> Given problem: Nothing in the data should change when you return it, but leave the pictures out.

> Supplied material:
▬▬▬▬▬▬▬▬▬▬

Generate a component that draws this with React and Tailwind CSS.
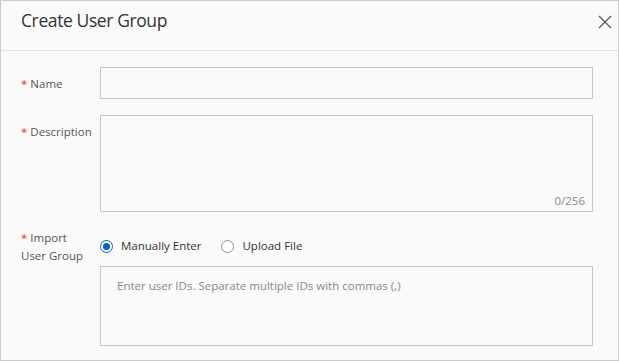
import React from "react";

const font = { fontFamily: '"Open Sans", "Noto Sans", sans-serif' };

function Radio({ checked, label }) {
  return (
    <label className="flex items-center gap-[8px]">
      <span
        className={
          "flex h-[13px] w-[13px] items-center justify-center rounded-full border bg-white " +
          (checked ? "border-[#0064c8]" : "border-[#8a9099]")
        }
      >
        {checked && <span className="h-[7px] w-[7px] rounded-full bg-[#0064c8]" />}
      </span>
      <span className="text-[11.5px] text-[#333]">{label}</span>
    </label>
  );
}

export default function App() {
  return (
    <div
      className="box-border flex h-[361px] w-[619px] flex-col border border-[#cbcbcb] bg-[#fafafa]"
      style={font}
    >
      <div className="flex h-[50px] shrink-0 items-start justify-between border-b border-[#e3e3e3] pl-[20px] pr-[6px]">
        <div className="mt-[7px] text-[17.5px] leading-[24px] tracking-[-0.4px] text-[#333]">
          Create User Group
        </div>
        <svg width="14" height="14" viewBox="0 0 14 14" className="mt-[14px]">
          <path d="M1 1 L13 13 M13 1 L1 13" stroke="#555" strokeWidth="1.2" fill="none" />
        </svg>
      </div>
      <div className="flex flex-col pl-[20px] pr-[25px] pt-[16px]">
        <div className="flex">
          <div className="w-[79px] shrink-0 pt-[1px] text-[11.5px] leading-[31px] text-[#555]">
            <span className="text-[#d93026]">*</span> Name
          </div>
          <div className="h-[32px] flex-1 border border-[#c4c8cc] bg-[#fafafa]" />
        </div>
        <div className="mt-[16px] flex">
          <div className="w-[79px] shrink-0 pt-[1px] text-[11.5px] leading-[31px] text-[#555]">
            <span className="text-[#d93026]">*</span> Description
          </div>
          <div className="relative h-[97px] flex-1 border border-[#c4c8cc] bg-[#fafafa]">
            <span className="absolute bottom-[2px] right-[7px] text-[11.5px] leading-[16px] text-[#888]">
              0/256
            </span>
          </div>
        </div>
        <div className="mt-[16px] flex">
          <div className="w-[79px] shrink-0 pt-[1px] text-[11.5px] leading-[18px] text-[#555]">
            <div>
              <span className="text-[#d93026]">*</span> Import
            </div>
            <div>User Group</div>
          </div>
          <div className="flex flex-1 flex-col">
            <div className="flex h-[34px] items-center gap-[20px] pt-[2px]">
              <Radio checked label="Manually Enter" />
              <Radio label="Upload File" />
            </div>
            <div className="mt-[4px] h-[80px] border border-[#c4c8cc] bg-[#fafafa] px-[16px] pt-[10px] text-[11.5px] text-[#888]">
              Enter user IDs. Separate multiple IDs with commas (,)
            </div>
          </div>
        </div>
      </div>
    </div>
  );
}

▬▬▬▬▬▬▬▬▬▬

> Expected output:
Generate a component that draws this with React and Tailwind CSS.
import React from "react";

const font = { fontFamily: '"Open Sans", "Noto Sans", sans-serif' };

function Radio({ checked, label }) {
  return (
    <label className="flex items-center gap-[8px]">
      <span
        className={
          "flex h-[13px] w-[13px] items-center justify-center rounded-full border bg-white " +
          (checked ? "border-[#0064c8]" : "border-[#8a9099]")
        }
      >
        {checked && <span className="h-[7px] w-[7px] rounded-full bg-[#0064c8]" />}
      </span>
      <span className="text-[11.5px] text-[#333]">{label}</span>
    </label>
  );
}

export default function App() {
  return (
    <div
      className="box-border flex h-[361px] w-[619px] flex-col border border-[#cbcbcb] bg-[#fafafa]"
      style={font}
    >
      <div className="flex h-[50px] shrink-0 items-start justify-between border-b border-[#e3e3e3] pl-[20px] pr-[6px]">
        <div className="mt-[7px] text-[17.5px] leading-[24px] tracking-[-0.4px] text-[#333]">
          Create User Group
        </div>
        <svg width="14" height="14" viewBox="0 0 14 14" className="mt-[14px]">
          <path d="M1 1 L13 13 M13 1 L1 13" stroke="#555" strokeWidth="1.2" fill="none" />
        </svg>
      </div>
      <div className="flex flex-col pl-[20px] pr-[25px] pt-[16px]">
        <div className="flex">
          <div className="w-[79px] shrink-0 pt-[1px] text-[11.5px] leading-[31px] text-[#555]">
            <span className="text-[#d93026]">*</span> Name
          </div>
          <div className="h-[32px] flex-1 border border-[#c4c8cc] bg-[#fafafa]" />
        </div>
        <div className="mt-[16px] flex">
          <div className="w-[79px] shrink-0 pt-[1px] text-[11.5px] leading-[31px] text-[#555]">
            <span className="text-[#d93026]">*</span> Description
          </div>
          <div className="relative h-[97px] flex-1 border border-[#c4c8cc] bg-[#fafafa]">
            <span className="absolute bottom-[2px] right-[7px] text-[11.5px] leading-[16px] text-[#888]">
              0/256
            </span>
          </div>
        </div>
        <div className="mt-[16px] flex">
          <div className="w-[79px] shrink-0 pt-[1px] text-[11.5px] leading-[18px] text-[#555]">
            <div>
              <span className="text-[#d93026]">*</span> Import
            </div>
            <div>User Group</div>
          </div>
          <div className="flex flex-1 flex-col">
            <div className="flex h-[34px] items-center gap-[20px] pt-[2px]">
              <Radio checked label="Manually Enter" />
              <Radio label="Upload File" />
            </div>
            <div className="mt-[4px] h-[80px] border border-[#c4c8cc] bg-[#fafafa] px-[16px] pt-[10px] text-[11.5px] text-[#888]">
              Enter user IDs. Separate multiple IDs with commas (,)
            </div>
          </div>
        </div>
      </div>
    </div>
  );
}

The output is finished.